Вышли на улицу. Прохладный сырой ветер нес горьковатый запах дыма и гари. Канонада в городе продолжалась. Солнце уже зашло, но небо было еще светлым, а над Берлином багровым, с яркими вспышками. С нами был еще юный офицер, если не ошибаюсь, сын Михаила Фомича Букштыновича, тоже Михаил, повсюду на фронте сопровождавший отца. Он — позади. А мы стояли, положив друг другу руки на плечи. Трое немолодых вояк, офицеров еще царской армии, не сумевшие одолеть немцев в Первой мировой войне, но теперь расплатившиеся с ними за прошлое и настоящее, за наших товарищей, погибших на той и на этой войне. Не могли сейчас наши взгляды проникнуть через расстояние, через сумерки, смешанные с дымом, до красного полотнища над рейхстагом, но мы счастливы были тем, что с первыми лучами майского солнца наше советское русское знамя, вознесшееся над самым центром Европы, увидит весь мир. И гордость, справедливая законная гордость переполняла нас. Не слишком торжественными, а вполне соответствовавшими обстановке были слова Букштыновича, негромко произнесенные им:

— Стоило родиться, стоило пройти через все испытания, преодолеть все трудности, чтобы дожить до этого счастливого часа!

Да, этот счастливый финал искупал все тяготы нашего прошлого: войны и разруху, революционные потрясения и личные беды, гонения, тюрьмы, голод все, что ниспослано нам было на нашем тернистом, но, как оказалось, самом прекрасном пути — пути патриотов. Тех, кто не пошатнулся, не сломался под напором жгучих ветров истории, не отступился от Родины-матери, но полностью разделил со своим народом то, что выпало на нашу общую долю.

Русский офицер — честь и слава Отечества!
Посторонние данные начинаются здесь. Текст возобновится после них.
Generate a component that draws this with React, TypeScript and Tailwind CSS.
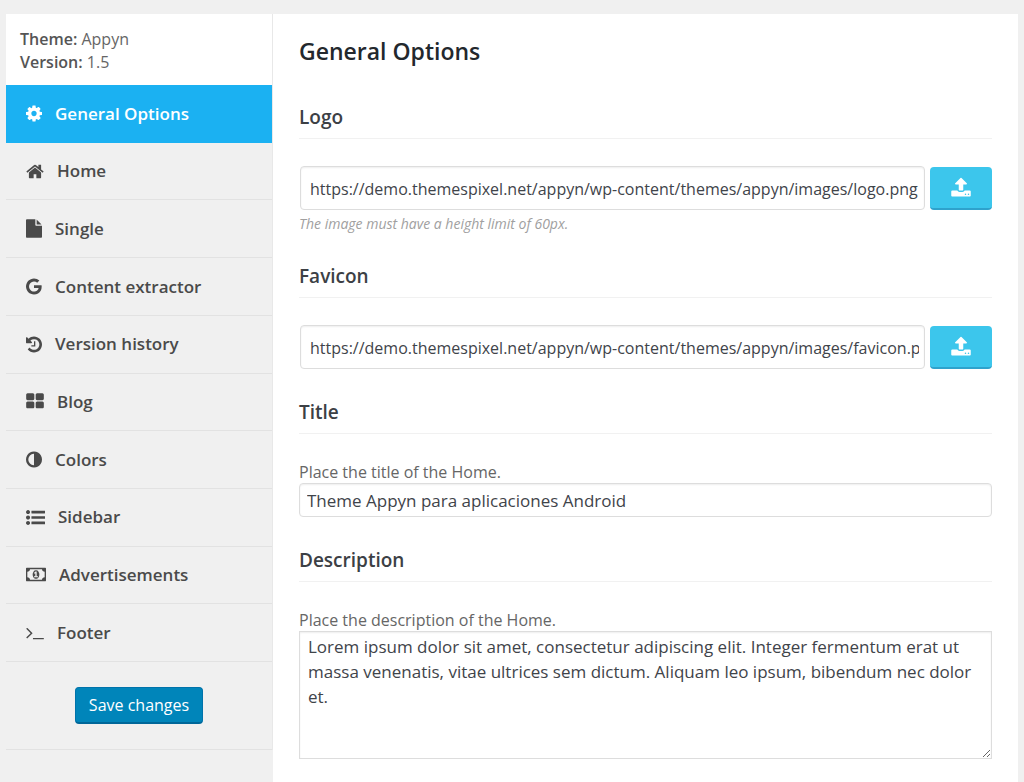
import { useState } from 'react'
import type { ReactNode } from 'react'
import { clsx } from 'clsx'

type IconProps = {
  d: string
  viewBox: string
  className?: string
}

function Icon({ d, viewBox, className }: IconProps) {
  return (
    <svg viewBox={viewBox} fill="currentColor" aria-hidden="true" className={clsx('shrink-0', className)}>
      <path d={d} />
    </svg>
  )
}

const uploadPath =
  'M1344 1472q0-26-19-45t-45-19-45 19-19 45 19 45 45 19 45-19 19-45zm256 0q0-26-19-45t-45-19-45 19-19 45 19 45 45 19 45-19 19-45zm128-224v320q0 40-28 68t-68 28h-1472q-40 0-68-28t-28-68v-320q0-40 28-68t68-28h427q21 56 70.5 92t110.5 36h256q61 0 110.5-36t70.5-92h427q40 0 68 28t28 68zm-325-648q-17 40-59 40h-256v448q0 26-19 45t-45 19h-256q-26 0-45-19t-19-45v-448h-256q-42 0-59-40-17-39 14-69l448-448q18-19 45-19t45 19l448 448q31 30 14 69z'

const items = [
  {
    label: 'General Options',
    viewBox: '128 0 1536 1792',
    size: 'w-4',
    d: 'M1152 896q0-106-75-181t-181-75-181 75-75 181 75 181 181 75 181-75 75-181zm512-109v222q0 12-8 23t-20 13l-185 28q-19 54-39 91 35 50 107 138 10 12 10 25t-9 23q-27 37-99 108t-94 71q-12 0-26-9l-138-108q-44 23-91 38-16 136-29 186-7 28-36 28h-222q-14 0-24.5-8.5t-11.5-21.5l-28-184q-49-16-90-37l-141 107q-10 9-25 9-14 0-25-11-126-114-165-168-7-10-7-23 0-12 8-23 15-21 51-66.5t54-70.5q-27-50-41-99l-183-27q-13-2-21-12.5t-8-23.5v-222q0-12 8-23t19-13l186-28q14-46 39-92-40-57-107-138-10-12-10-24 0-10 9-23 26-36 98.5-107.5t94.5-71.5q13 0 26 10l138 107q44-23 91-38 16-136 29-186 7-28 36-28h222q14 0 24.5 8.5t11.5 21.5l28 184q49 16 90 37l142-107q9-9 24-9 13 0 25 10 129 119 165 170 7 8 7 22 0 12-8 23-15 21-51 66.5t-54 70.5q26 50 41 98l183 28q13 2 21 12.5t8 23.5z',
  },
  {
    label: 'Home',
    viewBox: '64 0 1664 1792',
    size: 'w-[18px]',
    d: 'M1472 992v480q0 26-19 45t-45 19h-384v-384h-256v384h-384q-26 0-45-19t-19-45v-480q0-1 .5-3t.5-3l575-474 575 474q1 2 1 6zm223-69l-62 74q-8 9-21 11h-3q-13 0-21-7l-692-577-692 577q-12 8-24 7-13-2-21-11l-62-74q-8-10-7-23.5t11-21.5l719-599q32-26 76-26t76 26l244 204v-195q0-14 9-23t23-9h192q14 0 23 9t9 23v408l219 182q10 8 11 21.5t-7 23.5z',
  },
  {
    label: 'Single',
    viewBox: '128 0 1536 1792',
    size: 'w-4',
    d: 'M1152 512v-472q22 14 36 28l408 408q14 14 28 36h-472zm-128 32q0 40 28 68t68 28h544v1056q0 40-28 68t-68 28h-1344q-40 0-68-28t-28-68v-1600q0-40 28-68t68-28h800v544z',
  },
  {
    label: 'Content extractor',
    viewBox: '128 0 1536 1792',
    size: 'w-4',
    d: 'M896 786h725q12 67 12 128 0 217-91 387.5t-259.5 266.5-386.5 96q-157 0-299-60.5t-245-163.5-163.5-245-60.5-299 60.5-299 163.5-245 245-163.5 299-60.5q300 0 515 201l-209 201q-123-119-306-119-129 0-238.5 65t-173.5 176.5-64 243.5 64 243.5 173.5 176.5 238.5 65q87 0 160-24t120-60 82-82 51.5-87 22.5-78h-436v-264z',
  },
  {
    label: 'Version history',
    viewBox: '128 0 1536 1792',
    size: 'w-4',
    d: 'M1664 896q0 156-61 298t-164 245-245 164-298 61q-172 0-327-72.5t-264-204.5q-7-10-6.5-22.5t8.5-20.5l137-138q10-9 25-9 16 2 23 12 73 95 179 147t225 52q104 0 198.5-40.5t163.5-109.5 109.5-163.5 40.5-198.5-40.5-198.5-109.5-163.5-163.5-109.5-198.5-40.5q-98 0-188 35.5t-160 101.5l137 138q31 30 14 69-17 40-59 40h-448q-26 0-45-19t-19-45v-448q0-42 40-59 39-17 69 14l130 129q107-101 244.5-156.5t284.5-55.5q156 0 298 61t245 164 164 245 61 298zm-640-288v448q0 14-9 23t-23 9h-320q-14 0-23-9t-9-23v-64q0-14 9-23t23-9h224v-352q0-14 9-23t23-9h64q14 0 23 9t9 23z',
  },
  {
    label: 'Blog',
    viewBox: '64 0 1664 1792',
    size: 'w-[18px]',
    d: 'M832 1024v384q0 52-38 90t-90 38h-512q-52 0-90-38t-38-90v-384q0-52 38-90t90-38h512q52 0 90 38t38 90zm0-768v384q0 52-38 90t-90 38h-512q-52 0-90-38t-38-90v-384q0-52 38-90t90-38h512q52 0 90 38t38 90zm896 768v384q0 52-38 90t-90 38h-512q-52 0-90-38t-38-90v-384q0-52 38-90t90-38h512q52 0 90 38t38 90zm0-768v384q0 52-38 90t-90 38h-512q-52 0-90-38t-38-90v-384q0-52 38-90t90-38h512q52 0 90 38t38 90z',
  },
  {
    label: 'Colors',
    viewBox: '128 0 1536 1792',
    size: 'w-4',
    d: 'M896 1440v-1088q-148 0-273 73t-198 198-73 273 73 273 198 198 273 73zm768-544q0 209-103 385.5t-279.5 279.5-385.5 103-385.5-103-279.5-279.5-103-385.5 103-385.5 279.5-279.5 385.5-103 385.5 103 279.5 279.5 103 385.5z',
  },
  {
    label: 'Sidebar',
    viewBox: '0 0 1792 1792',
    size: 'w-[19px]',
    d: 'M384 1408q0 80-56 136t-136 56-136-56-56-136 56-136 136-56 136 56 56 136zm0-512q0 80-56 136t-136 56-136-56-56-136 56-136 136-56 136 56 56 136zm1408 416v192q0 13-9.5 22.5t-22.5 9.5h-1216q-13 0-22.5-9.5t-9.5-22.5v-192q0-13 9.5-22.5t22.5-9.5h1216q13 0 22.5 9.5t9.5 22.5zm-1408-928q0 80-56 136t-136 56-136-56-56-136 56-136 136-56 136 56 56 136zm1408 416v192q0 13-9.5 22.5t-22.5 9.5h-1216q-13 0-22.5-9.5t-9.5-22.5v-192q0-13 9.5-22.5t22.5-9.5h1216q13 0 22.5 9.5t9.5 22.5zm0-512v192q0 13-9.5 22.5t-22.5 9.5h-1216q-13 0-22.5-9.5t-9.5-22.5v-192q0-13 9.5-22.5t22.5-9.5h1216q13 0 22.5 9.5t9.5 22.5z',
  },
  {
    label: 'Advertisements',
    viewBox: '0 0 1920 1792',
    size: 'w-5',
    d: 'M768 1152h384v-96h-128v-448h-114l-148 137 77 80q42-37 55-57h2v288h-128v96zm512-256q0 70-21 142t-59.5 134-101.5 101-138 39-138-39-101.5-101-59.5-134-21-142 21-142 59.5-134 101.5-101 138-39 138 39 101.5 101 59.5 134 21 142zm512 256v-512q-106 0-181-75t-75-181h-1152q0 106-75 181t-181 75v512q106 0 181 75t75 181h1152q0-106 75-181t181-75zm128-832v1152q0 26-19 45t-45 19h-1792q-26 0-45-19t-19-45v-1152q0-26 19-45t45-19h1792q26 0 45 19t19 45z',
  },
  {
    label: 'Footer',
    viewBox: '64 0 1664 1792',
    size: 'w-[18px]',
    d: 'M649 983l-466 466q-10 10-23 10t-23-10l-50-50q-10-10-10-23t10-23l393-393-393-393q-10-10-10-23t10-23l50-50q10-10 23-10t23 10l466 466q10 10 10 23t-10 23zm1079 457v64q0 14-9 23t-23 9h-960q-14 0-23-9t-9-23v-64q0-14 9-23t23-9h960q14 0 23 9t9 23z',
  },
]

const fieldClass =
  'border border-[#dddddd] bg-white text-[#3f444a] shadow-[inset_0_1px_2px_rgba(0,0,0,0.07)] outline-none focus:border-[#5b9dd9]'

function Section({ title, children }: { title: string; children: ReactNode }) {
  return (
    <section>
      <h2 className="border-b border-[#f1f1f1] pb-[7px] text-[19px] leading-7 font-semibold text-[#3c4045]">{title}</h2>
      <div className="mt-[27px]">{children}</div>
    </section>
  )
}

function UploadField({ label, value }: { label: string; value: string }) {
  return (
    <div className="flex items-end gap-[5px] pl-px">
      <input
        type="text"
        aria-label={label}
        defaultValue={value}
        className={clsx(fieldClass, 'h-11 min-w-0 flex-1 rounded-[4px] pt-0.5 pr-[5px] pl-[9px] text-base')}
      />
      <button
        type="button"
        aria-label={`Upload ${label}`}
        className="flex h-[43px] w-[62px] shrink-0 items-center justify-center rounded-[4px] border-b-2 border-[#2ea2cc] bg-[#3cc6ec] text-white hover:bg-[#2fbbe2]"
      >
        <Icon d={uploadPath} viewBox="64 0 1664 1792" className="h-[21px] w-5" />
      </button>
    </div>
  )
}

export default function App() {
  const [active, setActive] = useState('General Options')

  return (
    <div className="flex min-h-screen items-stretch bg-[#f0f0f0] px-[6px] pt-[14px] font-['Open_Sans','Noto_Sans',sans-serif] text-[#444444]">
      <aside className="w-[267px] shrink-0">
        <div className="border-r border-[#e8e8e8]">
          <div className="bg-white px-[14px] pt-[14px] pb-[11px] text-base leading-[23px] text-[#666666]">
            <p>
              <strong className="font-semibold text-[#555555]">Theme:</strong> Appyn
            </p>
            <p>
              <strong className="font-semibold text-[#555555]">Version:</strong> 1.5
            </p>
          </div>
          <nav>
            <ul className="grid min-h-[577px] auto-rows-fr">
              {items.map((item) => (
                <li key={item.label}>
                  <a
                    href="#"
                    onClick={() => setActive(item.label)}
                    className={clsx(
                      'flex h-full items-center gap-[13px] border-b px-5 text-[17px] font-semibold',
                      active === item.label
                        ? 'border-[#1bb1f2] bg-[#1bb1f2] text-white'
                        : 'border-[#e2e2e2] text-[#4a4a4a] hover:bg-[#e8e8e8]'
                    )}
                  >
                    <Icon d={item.d} viewBox={item.viewBox} className={clsx('h-[19px]', item.size)} />
                    {item.label}
                  </a>
                </li>
              ))}
            </ul>
          </nav>
          <div className="flex justify-center border-b border-[#e2e2e2] py-[25px]">
            <button
              type="submit"
              form="options"
              className="h-[37px] rounded-[4px] border border-b-2 border-[#0073aa] border-b-[#006799] bg-[#0085ba] px-[13px] text-base text-white hover:bg-[#008ec2]"
            >
              Save changes
            </button>
          </div>
        </div>
      </aside>

      <main className="min-w-0 flex-1 bg-white px-[26px] pt-[21px] pb-[23px]">
        <h1 className="text-[23px] leading-8 font-semibold text-[#23282d]">General Options</h1>
        <form id="options" onSubmit={(e) => e.preventDefault()} className="mt-9 flex flex-col gap-[29px]">
          <Section title="Logo">
            <UploadField
              label="Logo"
              value="https://demo.themespixel.net/appyn/wp-content/themes/appyn/images/logo.png"
            />
            <p className="mt-1 text-sm leading-[19px] text-[#a0a0a0] italic">The image must have a height limit of 60px.</p>
          </Section>

          <Section title="Favicon">
            <UploadField
              label="Favicon"
              value="https://demo.themespixel.net/appyn/wp-content/themes/appyn/images/favicon.png"
            />
          </Section>

          <Section title="Title">
            <label htmlFor="title" className="block text-base leading-[22px] text-[#666666]">
              Place the title of the Home.
            </label>
            <input
              id="title"
              type="text"
              defaultValue="Theme Appyn para aplicaciones Android"
              className={clsx(fieldClass, 'block h-[34px] w-full rounded-[4px] px-[7px] text-[17px]')}
            />
          </Section>

          <Section title="Description">
            <label htmlFor="description" className="block text-base leading-[22px] text-[#666666]">
              Place the description of the Home.
            </label>
            <textarea
              id="description"
              defaultValue="Lorem ipsum dolor sit amet, consectetur adipiscing elit. Integer fermentum erat ut massa venenatis, vitae ultrices sem dictum. Aliquam leo ipsum, bibendum nec dolor et."
              className={clsx(fieldClass, 'block h-32 w-full resize px-2 py-0.5 text-[17px] leading-[25px]')}
            />
          </Section>
        </form>
      </main>
    </div>
  )
}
Как жаль, что не дожил до светлого майского дня подполковник старой армии — советский маршал Борис Михайлович Шапошников, много сделавший для нашей Победы. Но, умирая с чистой совестью, он уже знал, что гитлеровская империя обречена, что наши войска добивают зверя в его собственной берлоге. Выполнил Борис Михайлович свой долг и ушел в другой мир легко и спокойно.